Em tese, cerca de 10 investimentos devem ser concluídos em 2022. Porém, Francisco diz que o número de novas investidas deve ser maior. “O importante é não deixar uma boa oportunidade passar”, comenta. Segundo o empreendedor, a gestora está tocando 3 aportes no momento, a serem anunciados nos próximos 3 meses.

Olhando de fora, esse pode não ser o momento ideal para acelerar o ritmo dos investimentos, devido à combinação de juros altos, instabilidade política, guerra e incertezas diversas. No entanto, o executivo afirma que o setor tem se mostrado “extremamente resiliente nos últimos anos”. “É um setor que performa bem quando o ambiente macroeconômico vai mal”, afirma.

Isso acontece por alguns fatores. Primeiro, porque a receita do agro é em dólar. Assim, quando a moeda norte-americana valoriza, a receita do produtor e a cadeia como um todo aumentam.
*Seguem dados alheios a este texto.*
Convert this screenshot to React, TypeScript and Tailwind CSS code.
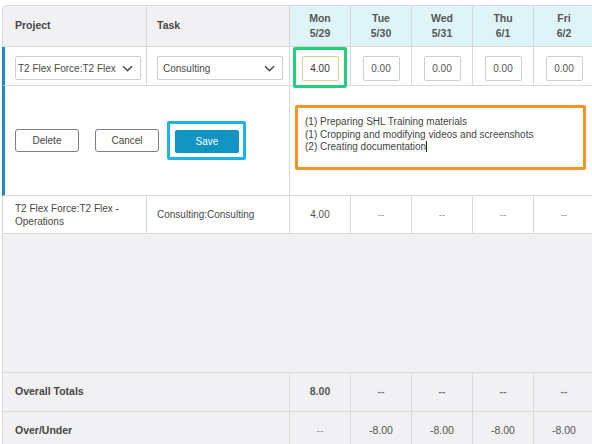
import React from 'react';

const days = [
  { name: 'Mon', date: '5/29', value: '4.00', row: '4.00', total: '8.00', over: '--' },
  { name: 'Tue', date: '5/30', value: '0.00', row: '--', total: '--', over: '-8.00' },
  { name: 'Wed', date: '5/31', value: '0.00', row: '--', total: '--', over: '-8.00' },
  { name: 'Thu', date: '6/1', value: '0.00', row: '--', total: '--', over: '-8.00' },
  { name: 'Fri', date: '6/2', value: '0.00', row: '--', total: '--', over: '-8.00' },
];

const line = 'border-r border-b border-[#d9d9d9]';

const Chevron = () => (
  <svg width="11" height="7" viewBox="0 0 11 7" className="shrink-0">
    <path d="M1 1.2 L5.5 5.6 L10 1.2" fill="none" stroke="#555" strokeWidth="1.6" />
  </svg>
);

const Select: React.FC<{ text: string; pad: string }> = ({ text, pad }) => (
  <div className={`flex items-center w-[126px] h-[24px] bg-white border border-[#cfcfcf] rounded-[2px] pr-[7px] ${pad}`}>
    <span className="flex-1 min-w-0 mr-[6px] overflow-hidden whitespace-nowrap text-[10px] text-[#4a4a4a]">{text}</span>
    <Chevron />
  </div>
);

const App: React.FC = () => {
  return (
    <div className="w-[592px] h-[444px] overflow-hidden bg-white pt-[5px] pl-[2px] font-['Liberation_Sans',Arial,sans-serif] text-[#474747]">
      <div className="grid w-[592px] grid-cols-[145px_143px_61px_61px_61px_61px_61px]">
        {/* header */}
        <div className={`h-[42px] flex items-center pl-[12px] border-t border-l rounded-tl-[4px] bg-[#f1f1f3] text-[10.5px] font-bold ${line}`}>
          Project
        </div>
        <div className={`h-[42px] flex items-center pl-[10px] border-t bg-[#f1f1f3] text-[10.5px] font-bold ${line}`}>
          Task
        </div>
        {days.map((d) => (
          <div
            key={d.name}
            className={`h-[42px] flex flex-col items-center justify-center border-t bg-[#def4f8] text-[10.5px] font-bold leading-[15px] text-[#575757] ${line}`}
          >
            <span>{d.name}</span>
            <span>{d.date}</span>
          </div>
        ))}

        {/* edit row: selects and hours */}
        <div className={`h-[39px] pt-[9px] pl-[10px] border-l-[3px] border-l-[#1b8cb9] ${line}`}>
          <Select text="T2 Flex Force:T2 Flex" pad="pl-[2px]" />
        </div>
        <div className={`h-[39px] pt-[9px] pl-[10px] ${line}`}>
          <Select text="Consulting" pad="pl-[5px]" />
        </div>
        {days.map((d, i) => (
          <div key={d.name} className={`relative h-[39px] flex justify-center pt-[9px] ${line}`}>
            <div
              className={`w-[37px] h-[25px] flex items-center justify-center bg-white rounded-[2px] border text-[10px] ${
                i === 0 ? 'border-[#e3cf8c] text-[#333]' : 'border-[#cfcfcf] text-[#555]'
              }`}
            >
              {d.value}
            </div>
            {i === 0 && (
              <div className="absolute left-[3px] top-0 w-[54px] h-[41px] border-[3px] border-[#22d07b] rounded-[2px] z-10" />
            )}
          </div>
        ))}

        {/* edit row: buttons and notes */}
        <div className={`col-span-2 h-[110px] flex items-center gap-[16px] pl-[10px] border-l-[3px] border-l-[#1b8cb9] ${line}`}>
          <button className="w-[64px] h-[23px] bg-white border border-[#808080] rounded-[3px] text-[10px] text-[#444]">
            Delete
          </button>
          <button className="w-[64px] h-[23px] bg-white border border-[#808080] rounded-[3px] text-[10px] text-[#444]">
            Cancel
          </button>
          <div className="relative">
            <button className="w-[64px] h-[23px] bg-[#1193c3] rounded-[2px] text-[10px] text-white">Save</button>
            <div className="absolute -left-[8px] -right-[7px] -top-[7px] -bottom-[7px] border-[3px] border-[#1eb3e8] rounded-[2px]" />
          </div>
        </div>
        <div className={`col-span-5 h-[110px] pt-[19px] pl-[5px] ${line}`}>
          <div className="w-[291px] h-[65px] bg-white border-[3px] border-[#f7931e] rounded-[2px] pt-[8px] pl-[7px] text-[10px] leading-[12.5px] text-[#444]">
            <div>(1) Preparing SHL Training materials</div>
            <div>(1) Cropping and modifying videos and screenshots</div>
            <div>
              (2) Creating documentation
              <span className="inline-block w-px h-[11px] bg-[#222] align-[-2px]" />
            </div>
          </div>
        </div>

        {/* saved row */}
        <div className={`h-[38px] flex items-center pl-[12px] border-l text-[10px] leading-[13px] ${line}`}>
          T2 Flex Force:T2 Flex -<br />
          Operations
        </div>
        <div className={`h-[38px] flex items-center pl-[10px] text-[10px] ${line}`}>Consulting:Consulting</div>
        {days.map((d) => (
          <div
            key={d.name}
            className={`h-[38px] flex items-center justify-center text-[10px] ${
              d.row === '--' ? 'text-[#a0a0a0]' : 'text-[#555]'
            } ${line}`}
          >
            {d.row}
          </div>
        ))}

        {/* empty area */}
        <div className={`col-span-7 h-[139px] bg-[#f1f1f3] border-l ${line}`} />

        {/* totals */}
        <div className={`col-span-2 h-[39px] flex items-center pl-[12px] bg-[#f1f1f3] border-l text-[10.5px] font-bold ${line}`}>
          Overall Totals
        </div>
        {days.map((d) => (
          <div
            key={d.name}
            className={`h-[39px] flex items-center justify-center bg-[#f1f1f3] text-[10.5px] font-bold ${
              d.total === '--' ? 'text-[#777]' : 'text-[#555]'
            } ${line}`}
          >
            {d.total}
          </div>
        ))}

        <div className={`col-span-2 h-[39px] flex items-center pl-[12px] bg-[#f1f1f3] border-l text-[10.5px] font-bold ${line}`}>
          Over/Under
        </div>
        {days.map((d) => (
          <div
            key={d.name}
            className={`h-[39px] flex items-center justify-center bg-[#f1f1f3] text-[10.5px] ${
              d.over === '--' ? 'text-[#9a9a9a]' : 'text-[#555]'
            } ${line}`}
          >
            {d.over}
          </div>
        ))}
      </div>
    </div>
  );
};

export default App;
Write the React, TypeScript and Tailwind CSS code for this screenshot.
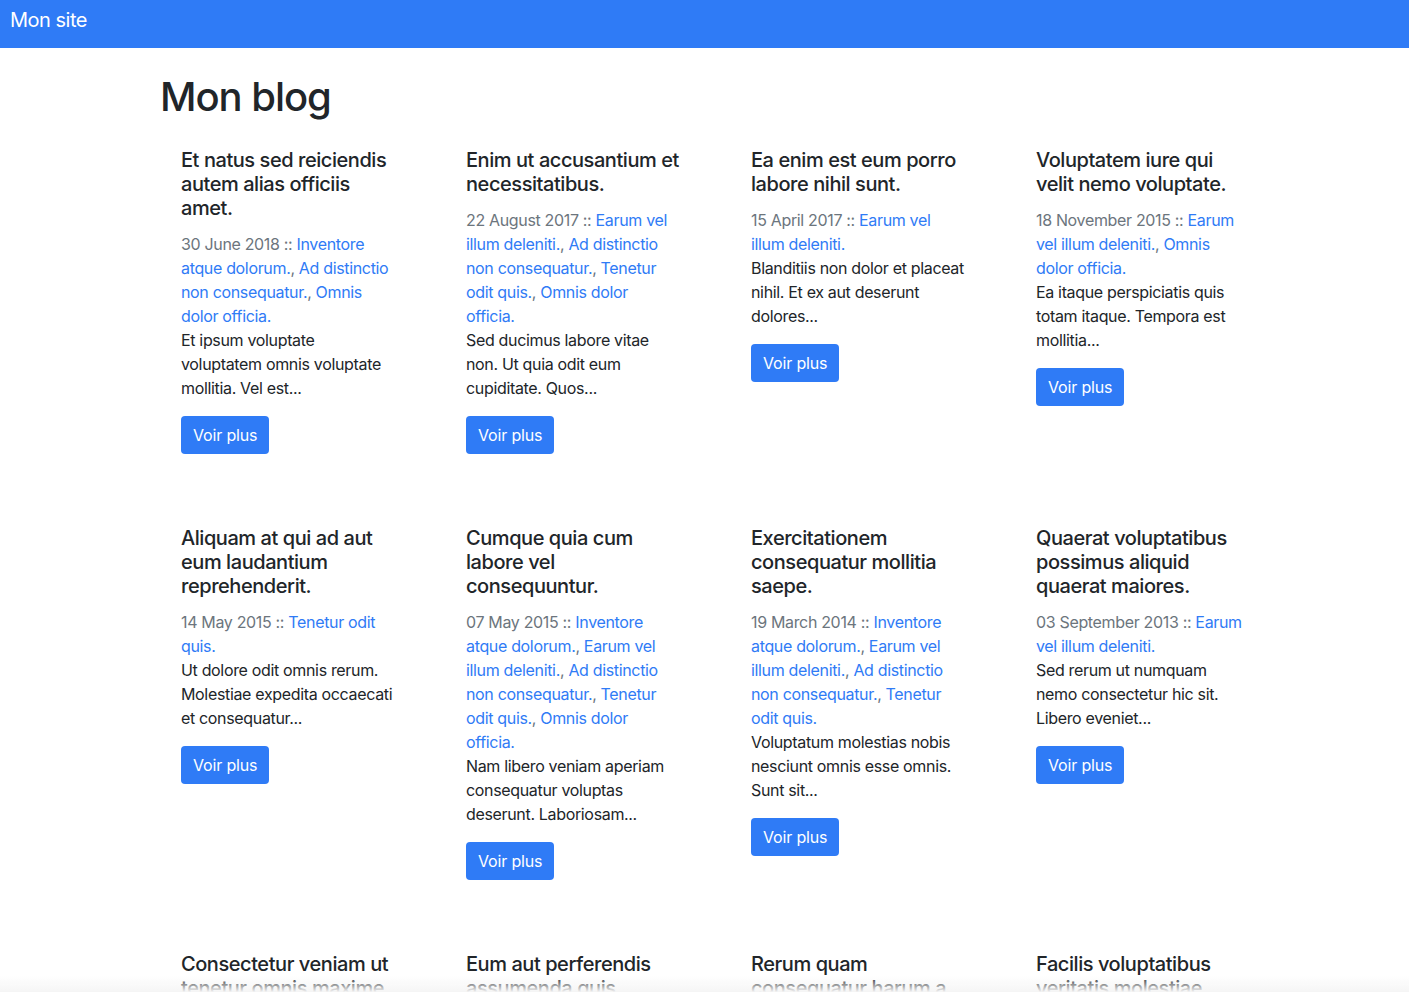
import React from "react";

type Post = { title: string; date: string; cats: string[]; excerpt: string };

const posts: Post[] = [
  {
    title: "Et natus sed reiciendis autem alias officiis amet.",
    date: "30 June 2018",
    cats: ["Inventore atque dolorum.", "Ad distinctio non consequatur.", "Omnis dolor officia."],
    excerpt: "Et ipsum voluptate voluptatem omnis voluptate mollitia. Vel est...",
  },
  {
    title: "Enim ut accusantium et necessitatibus.",
    date: "22 August 2017",
    cats: ["Earum vel illum deleniti.", "Ad distinctio non consequatur.", "Tenetur odit quis.", "Omnis dolor officia."],
    excerpt: "Sed ducimus labore vitae non. Ut quia odit eum cupiditate. Quos...",
  },
  {
    title: "Ea enim est eum porro labore nihil sunt.",
    date: "15 April 2017",
    cats: ["Earum vel illum deleniti."],
    excerpt: "Blanditiis non dolor et placeat nihil. Et ex aut deserunt dolores...",
  },
  {
    title: "Voluptatem iure qui velit nemo voluptate.",
    date: "18 November 2015",
    cats: ["Earum vel illum deleniti.", "Omnis dolor officia."],
    excerpt: "Ea itaque perspiciatis quis totam itaque. Tempora est mollitia...",
  },
  {
    title: "Aliquam at qui ad aut eum laudantium reprehenderit.",
    date: "14 May 2015",
    cats: ["Tenetur odit quis."],
    excerpt: "Ut dolore odit omnis rerum. Molestiae expedita occaecati et consequatur...",
  },
  {
    title: "Cumque quia cum labore vel consequuntur.",
    date: "07 May 2015",
    cats: ["Inventore atque dolorum.", "Earum vel illum deleniti.", "Ad distinctio non consequatur.", "Tenetur odit quis.", "Omnis dolor officia."],
    excerpt: "Nam libero veniam aperiam consequatur voluptas deserunt. Laboriosam...",
  },
  {
    title: "Exercitationem consequatur mollitia saepe.",
    date: "19 March 2014",
    cats: ["Inventore atque dolorum.", "Earum vel illum deleniti.", "Ad distinctio non consequatur.", "Tenetur odit quis."],
    excerpt: "Voluptatum molestias nobis nesciunt omnis esse omnis. Sunt sit...",
  },
  {
    title: "Quaerat voluptatibus possimus aliquid quaerat maiores.",
    date: "03 September 2013",
    cats: ["Earum vel illum deleniti."],
    excerpt: "Sed rerum ut numquam nemo consectetur hic sit. Libero eveniet...",
  },
  {
    title: "Consectetur veniam ut tenetur omnis maxime.",
    date: "02 June 2013",
    cats: ["Omnis dolor officia."],
    excerpt: "Quia voluptas et aut qui. Sit ut aut aperiam...",
  },
  {
    title: "Eum aut perferendis assumenda quis.",
    date: "11 January 2013",
    cats: ["Tenetur odit quis."],
    excerpt: "Dolorem et quo nesciunt. Et ut ut magni...",
  },
  {
    title: "Rerum quam consequatur harum a ipsa.",
    date: "27 October 2012",
    cats: ["Inventore atque dolorum."],
    excerpt: "Aut omnis velit sit enim. Qui et est...",
  },
  {
    title: "Facilis voluptatibus veritatis molestiae.",
    date: "05 August 2012",
    cats: ["Earum vel illum deleniti."],
    excerpt: "Non eum dolores rerum. Aut quia nam...",
  },
];

function Card({ p }: { p: Post }) {
  return (
    <div className="pl-[21px] pr-[51px] py-5">
      <h5 className="text-[20px] leading-6 font-medium tracking-[-0.022em] text-[#212529] mb-3">{p.title}</h5>
      <div className="text-[16px] leading-6 text-[#6c757d]">
        {p.date} ::{" "}
        {p.cats.map((c, i) => (
          <React.Fragment key={i}>
            <a className="text-[#2f7bf6]" href="#">
              {c}
            </a>
            {i < p.cats.length - 1 ? ", " : ""}
          </React.Fragment>
        ))}
      </div>
      <p className="text-[16px] leading-6 text-[#212529] mb-4">{p.excerpt}</p>
      <button className="h-[38px] px-3 rounded bg-[#2f7bf6] text-white text-[16px] leading-6 tracking-[-0.01em]">
        Voir plus
      </button>
    </div>
  );
}

export default function App() {
  return (
    <div
      className="min-h-screen bg-white tracking-[-0.021em]"
      style={{ fontFamily: "Inter, 'Helvetica Neue', Arial, sans-serif" }}
    >
      <nav className="h-12 bg-[#2f7bf6] flex items-start px-[10px] pt-[7px]">
        <span className="text-white text-[20px] leading-[26px] tracking-[-0.025em]">Mon site</span>
      </nav>
      <main className="pl-[160px]">
        <h1 className="text-[40px] leading-[48px] font-medium tracking-[-0.026em] text-[#212529] mt-[25px] mb-[7px]">
          Mon blog
        </h1>
        <div className="grid grid-cols-[repeat(4,285px)] gap-y-8">
          {posts.map((p, i) => (
            <Card key={i} p={p} />
          ))}
        </div>
      </main>
      <div className="fixed left-0 right-0 bottom-0 h-4 bg-gradient-to-b from-transparent to-[#f5f5f5] pointer-events-none" />
    </div>
  );
}
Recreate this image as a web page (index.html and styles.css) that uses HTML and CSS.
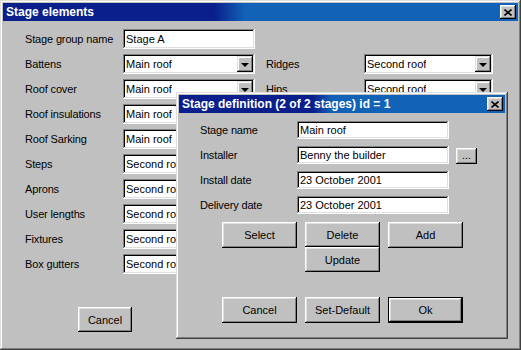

Além disso, Francisco destaca que o agro trabalha com um produto de demanda inelástica – as pessoas fazem outros cortes antes de diminuir o consumo de alimentos. “A partir de 2020, nossos produtores mostraram que mesmo com o colapso das cadeias de suprimento global, o mundo podia contar com eles como provedor de alimentos”, afirma.

Por esses motivos, quando estourou a guerra Russo-Ucraniana, a SP Ventures não se preocupou tanto com os negócios. Segundo o empreendedor, a crise deixou o cenário ainda mais positivo para as agtechs. “Com a ameaça de abastecimento de fertilizantes o produtor precisa adotar mais tecnologia para usar melhor os insumos que já tem e substituí-los por produtos biológicos. É aí que entram as startups,” pontua.

Segundo o executivo, o trabalho da SP Ventures neste momento é amenizar os efeitos da crise para os produtores e a população em geral (que sofre com o aumento dos preços), apoiando empresas a desenvolverem soluções que otimizem o trabalho no campo.